The night image looks pretty, but what's wrong with the day image? The answer is: the small panel post lights in the night image are still casting a fair amount of light in the day image. And the result looks silly. But why?
The answer is: in real life your pupils would contract in the sun, letting in less light. The sun is really rather bright, so the daytime panel would still look normal, but the apparent power of those posts lights would be a lot less, because your eyes are less sensitive. In other words, the relative strength of the sun and post lights is wrong in the second image.
Computer monitors don't have a huge dynamic range for how much brightness they can put out. So we can't hope to display the absolute brightness of the scene correctly. Instead we need to make everything brighter at night (to simulate your night vision) and dimmer during the day, like this:


In this set of images, the night image is matched precisely to the previous one, but as the sun comes out, the apparent brightness of all lit textures has been scaled down to simulate the effect of your eye becoming less sensitive due to the flood of sunlight.
What's good about the compensated image is that the weird artifacts from the post lights are gone; the relative strength of the post lights is really low in relative terms.
What happened to the EFIS and moving map? The answer is that they too are not as apparently bright relative to the sun as they would be at night.
There is one hitch here: plenty of real airplanes have light sensors for various avionics; the avionics will automatically turn up their brightness during the day. So it is possible (I am no expert on the 777) that in the real plane, as the sun rises, you might not have to adjust your instrument brightness; the sensor would do it for you. The pictures above illustrate what you would see if no automatic adjustment is made.
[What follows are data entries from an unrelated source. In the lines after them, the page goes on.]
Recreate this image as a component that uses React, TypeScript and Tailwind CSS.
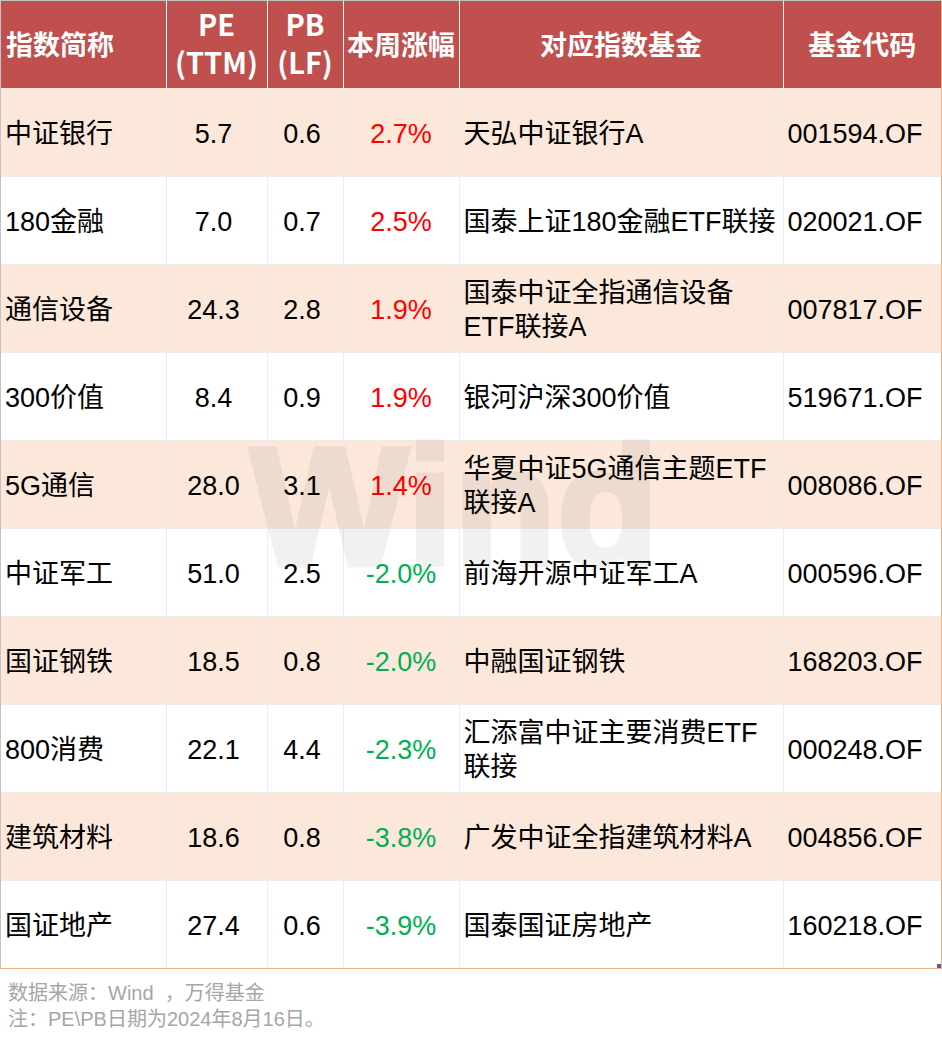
const rows = [
  ["中证银行", "5.7", "0.6", "2.7%", "天弘中证银行A", "001594.OF"],
  ["180金融", "7.0", "0.7", "2.5%", "国泰上证180金融ETF联接", "020021.OF"],
  ["通信设备", "24.3", "2.8", "1.9%", "国泰中证全指通信设备ETF联接A", "007817.OF"],
  ["300价值", "8.4", "0.9", "1.9%", "银河沪深300价值", "519671.OF"],
  ["5G通信", "28.0", "3.1", "1.4%", "华夏中证5G通信主题ETF联接A", "008086.OF"],
  ["中证军工", "51.0", "2.5", "-2.0%", "前海开源中证军工A", "000596.OF"],
  ["国证钢铁", "18.5", "0.8", "-2.0%", "中融国证钢铁", "168203.OF"],
  ["800消费", "22.1", "4.4", "-2.3%", "汇添富中证主要消费ETF联接", "000248.OF"],
  ["建筑材料", "18.6", "0.8", "-3.8%", "广发中证全指建筑材料A", "004856.OF"],
  ["国证地产", "27.4", "0.6", "-3.9%", "国泰国证房地产", "160218.OF"],
];

const bodyFont = "font-['Liberation_Sans','Noto_Sans_CJK_SC',sans-serif]";
const headFont = "font-['Noto_Sans_CJK_SC',sans-serif]";
const th = "border-r border-white text-center align-middle text-white font-bold p-0 leading-[38px] " + headFont;
const td = "border-r border-[#ececec] align-middle p-0 pt-[4px]";

export default function App() {
  return (
    <div className={"w-[942px] h-[1041px] bg-white overflow-hidden " + bodyFont}>
      <div className="relative w-[942px] h-[969px] border-t border-l border-t-[#c4c4c4] border-l-[#c4c4c4] border-r border-r-[#f4b183] border-b border-b-[#f4b183]">
        <table className="table-fixed border-collapse w-[940px] text-[27px] leading-[34px] text-black">
          <colgroup>
            <col className="w-[165px]" />
            <col className="w-[101px]" />
            <col className="w-[76px]" />
            <col className="w-[116px]" />
            <col className="w-[324px]" />
            <col className="w-[158px]" />
          </colgroup>
          <thead>
            <tr className="h-[87px] bg-[#c0504d]">
              <th className={th + " pb-[2px] text-left pl-[5px]"}>指数简称</th>
              <th className={th + " pb-[5px] text-[29px]"}>PE<br />(TTM)</th>
              <th className={th + " pb-[5px] text-[29px]"}>PB<br />(LF)</th>
              <th className={th + " pb-[2px]"}>本周涨幅</th>
              <th className={th + " pb-[2px]"}>对应指数基金</th>
              <th className={"text-center align-middle text-white font-bold p-0 pb-[2px] leading-[38px] " + headFont}>基金代码</th>
            </tr>
          </thead>
          <tbody>
            {rows.map((r, i) => (
              <tr key={r[0]} className={"h-[88px] border-b border-[#ececec] last:border-b-0 " + (i % 2 === 0 ? "bg-[#fce8db]" : "bg-white")}>
                <td className={td + " pl-[4px]"}>{r[0]}</td>
                <td className={td + " text-center pr-[6px]"}>{r[1]}</td>
                <td className={td + " text-center pr-[6px]"}>{r[2]}</td>
                <td className={td + " text-center " + (r[3].startsWith("-") ? "text-[#00b050]" : "text-[#ff0000]")}>{r[3]}</td>
                <td className={td + " pl-[4px] pr-[4px]"}>{r[4]}</td>
                <td className="align-middle p-0 pt-[4px] pl-[4px]">{r[5]}</td>
              </tr>
            ))}
          </tbody>
        </table>
        <div className="absolute left-[249px] top-[431px] text-[168px] leading-[150px] font-bold text-black opacity-[0.05] [-webkit-text-stroke:5px_black] pointer-events-none font-['Liberation_Sans',sans-serif]">Wind</div>
        <div className="absolute right-0 bottom-0 w-[4px] h-[4px] bg-[#4f5fb5]" />
      </div>
      <div className="pl-[8px] pt-[11px] text-[20px] leading-[26px] text-[#a6a6a6]">
        <div>数据来源：Wind&nbsp; ，万得基金</div>
        <div>注：PE\PB日期为2024年8月16日。</div>
      </div>
    </div>
  );
}
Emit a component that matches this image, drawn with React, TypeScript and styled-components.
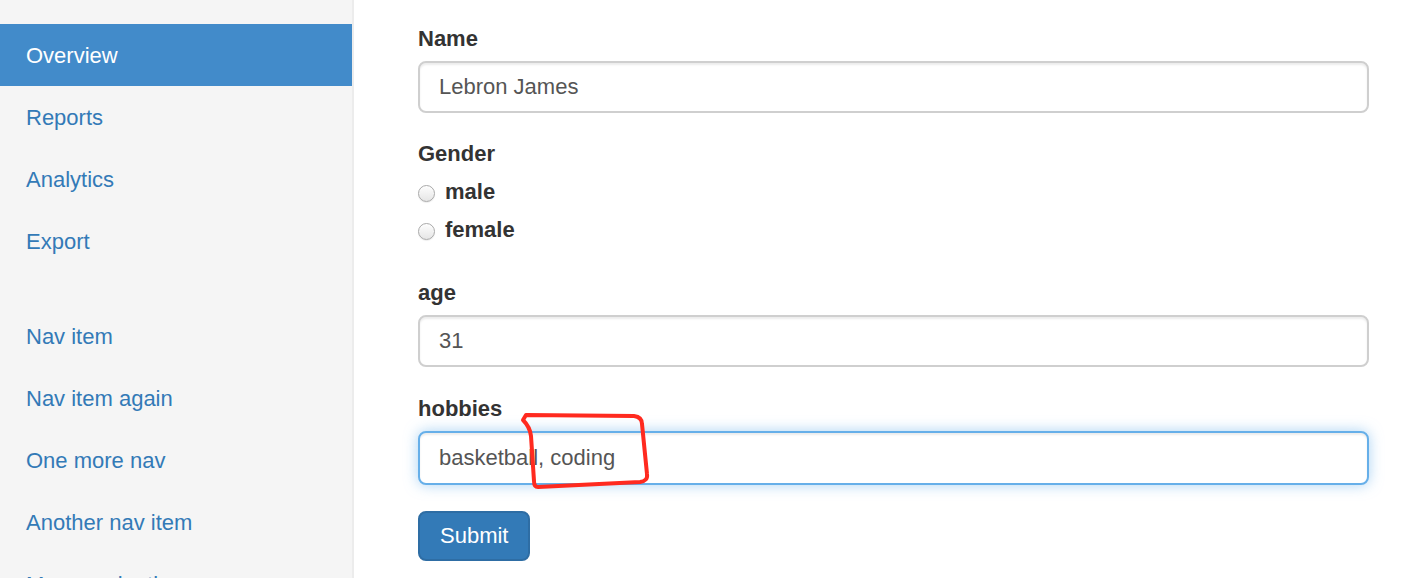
import React from "react";
import styled, { createGlobalStyle } from "styled-components";

const Global = createGlobalStyle`
  html, body { margin: 0; padding: 0; background: #fff; overflow: hidden; }
  body { font-family: "Liberation Sans", Arial, Helvetica, sans-serif; }
  * { box-sizing: border-box; }
`;

const Page = styled.div`
  position: relative;
  display: flex;
  width: 1408px;
  height: 578px;
  overflow: hidden;
`;

const Sidebar = styled.aside`
  width: 354px;
  flex: none;
  background: #f5f5f5;
  border-right: 2px solid #ececec;
  padding-top: 24px;
`;

const NavList = styled.ul<{ $gap?: number }>`
  list-style: none;
  margin: ${(p) => p.$gap ?? 0}px 0 0;
  padding: 0;
`;

const NavItem = styled.li<{ $active?: boolean }>`
  height: 62px;
  display: flex;
  align-items: center;
  padding: 2px 0 0 26px;
  font-size: 22px;
  background: ${(p) => (p.$active ? "#428bca" : "transparent")};
  color: ${(p) => (p.$active ? "#fff" : "#337ab7")};
  white-space: nowrap;
`;

const Main = styled.main`
  flex: 1;
  padding: 24px 39px 0 64px;
`;

const FormGroup = styled.div<{ $mb?: number }>`
  margin-bottom: ${(p) => p.$mb ?? 26}px;
`;

const Label = styled.label`
  display: block;
  font-size: 22px;
  line-height: 30px;
  font-weight: bold;
  color: #333;
  margin-bottom: 7px;
`;

const Input = styled.div<{ $focus?: boolean }>`
  height: ${(p) => (p.$focus ? 54 : 52)}px;
  display: flex;
  align-items: center;
  padding-left: 19px;
  font-size: 22px;
  color: #555;
  background: #fff;
  border: 2px solid ${(p) => (p.$focus ? "#66afe9" : "#cfcfcf")};
  border-radius: 8px;
  box-shadow: ${(p) =>
    p.$focus
      ? "inset 0 2px 2px rgba(0,0,0,.075), 0 0 14px rgba(102,175,233,.55)"
      : "inset 0 2px 2px rgba(0,0,0,.075)"};
`;

const RadioList = styled.div`
  padding: 4px 0 3px;
  margin-top: -7px;
`;

const RadioRow = styled.div`
  height: 38px;
  display: flex;
  align-items: center;
  gap: 10px;
  font-size: 22px;
  font-weight: bold;
  color: #333;
`;

const RadioDot = styled.span`
  width: 17px;
  height: 17px;
  border-radius: 50%;
  border: 1px solid #a9a9a9;
  background: linear-gradient(#fdfdfd, #e6e6e6);
  box-shadow: inset 0 1px 1px rgba(255,255,255,.8), 0 1px 1px rgba(0,0,0,.08);
  flex: none;
  margin-top: 2px;
`;

const SubmitButton = styled.button`
  height: 50px;
  padding: 0 20px;
  font-family: inherit;
  font-size: 22px;
  color: #fff;
  background: #337ab7;
  border: 2px solid #2e6da4;
  border-radius: 8px;
`;

const Annotation = styled.svg`
  position: absolute;
  left: 0;
  top: 0;
  pointer-events: none;
`;

const topNav = ["Overview", "Reports", "Analytics", "Export"];
const bottomNav = ["Nav item", "Nav item again", "One more nav", "Another nav item", "More navigation"];

export default function App() {
  return (
    <>
      <Global />
      <Page>
        <Sidebar>
          <NavList>
            {topNav.map((n, i) => (
              <NavItem key={n} $active={i === 0}>{n}</NavItem>
            ))}
          </NavList>
          <NavList $gap={33}>
            {bottomNav.map((n) => (
              <NavItem key={n}>{n}</NavItem>
            ))}
          </NavList>
        </Sidebar>
        <Main>
          <FormGroup>
            <Label>Name</Label>
            <Input>Lebron James</Input>
          </FormGroup>
          <FormGroup $mb={26}>
            <Label>Gender</Label>
            <RadioList>
              <RadioRow><RadioDot />male</RadioRow>
              <RadioRow><RadioDot />female</RadioRow>
            </RadioList>
          </FormGroup>
          <FormGroup $mb={27}>
            <Label>age</Label>
            <Input>31</Input>
          </FormGroup>
          <FormGroup>
            <Label>hobbies</Label>
            <Input $focus>basketball, coding</Input>
          </FormGroup>
          <SubmitButton>Submit</SubmitButton>
        </Main>
        <Annotation width="1408" height="578" viewBox="0 0 1408 578">
          <path
            d="M523 420 L526 415 L634 416 Q642 417 642 424 L647 474 Q648 481 640 482 L538 487 Q534 487 534 481 L531 436 Q530 427 523 420 Z"
            fill="none"
            stroke="#ff2a1f"
            strokeWidth="4"
            strokeLinejoin="round"
            strokeLinecap="round"
          />
        </Annotation>
      </Page>
    </>
  );
}
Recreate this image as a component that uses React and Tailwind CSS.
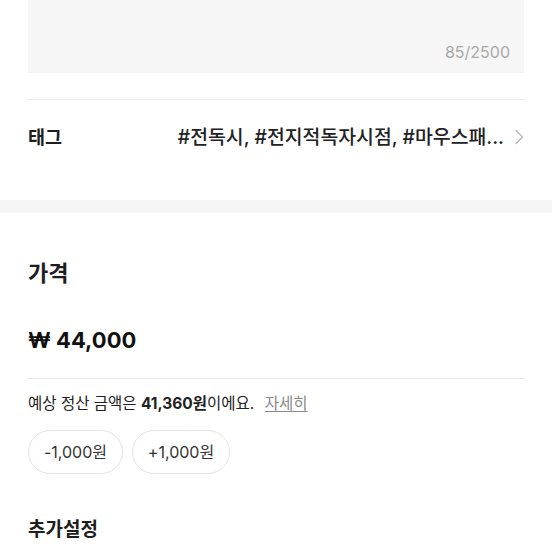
const font = { fontFamily: 'Inter, "Noto Sans CJK KR", sans-serif' };

const ChevronRight = () => (
  <svg width="10" height="16" viewBox="0 0 10 16" fill="none">
    <path d="M2 1.5L8.5 8L2 14.5" stroke="#b8b8b8" strokeWidth="1.4" strokeLinecap="round" strokeLinejoin="round" />
  </svg>
);

const App = () => {
  return (
    <div className="min-h-[552px] w-[552px] overflow-hidden bg-white text-[#1e1e1e]" style={font}>
      <div className="px-[28px]">
        <div className="flex h-[73px] items-end justify-end bg-[#f6f6f6] pb-[11px] pr-[14px]">
          <span className="text-[16px] leading-[20px] text-[#a9a9a9]">85/2500</span>
        </div>
        <div className="mt-[26px] h-px bg-[#e9e9e9]" />
        <div className="mt-[25px] flex h-[24px] items-center justify-between">
          <span className="text-[18.5px] font-bold leading-[24px]">태그</span>
          <div className="flex items-center gap-[10px]">
            <span className="text-[19.4px] font-medium leading-[24px] text-[#222]">
              #전독시, #전지적독자시점, #마우스패...
            </span>
            <ChevronRight />
          </div>
        </div>
      </div>

      <div className="mt-[51px] h-[13px] bg-[#f5f5f5]" />

      <div className="px-[28px]">
        <h2 className="mt-[48px] text-[22px] font-bold leading-[24px]">가격</h2>
        <div className="mt-[41px] text-[22px] font-bold leading-[28px] text-[#111]">₩ 44,000</div>
        <div className="mt-[24px] h-px bg-[#e9e9e9]" />
        <p className="mt-[14px] text-[15.5px] leading-[22px] text-[#222]">
          예상 정산 금액은 <span className="font-bold">41,360원</span>이에요.{" "}
          <span className="ml-[6px] text-[#8a8a8a] underline underline-offset-2">자세히</span>
        </p>
        <div className="mt-[15px] flex gap-[9px]">
          <button type="button" className="h-[44px] w-[95px] rounded-full border border-[#e3e3e3] text-[16px] text-[#333]">
            -1,000원
          </button>
          <button type="button" className="h-[44px] w-[98px] rounded-full border border-[#e3e3e3] text-[16px] text-[#333]">
            +1,000원
          </button>
        </div>
        <h2 className="mt-[44px] text-[19px] font-bold leading-[24px]">추가설정</h2>
      </div>
    </div>
  );
};

export default App;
Auto-adjustment presents a challenge: currently two wrongs make a right. We don't auto-adjust the brightness of instruments, but we don't simulate the apparent visual brightness relative to the sun, and the result are instruments that look adequately bright at all times of day without user adjustment.
I think in the productized version of this feature, authors will have two options for anything lit:
- Tie the lit instrument/texture to an auto-adjusting rheostat (e.g. brightness 1 + auto adjustment) or
- Tie the lit instrument to the "raw" rheostat (e.g. brightness 1).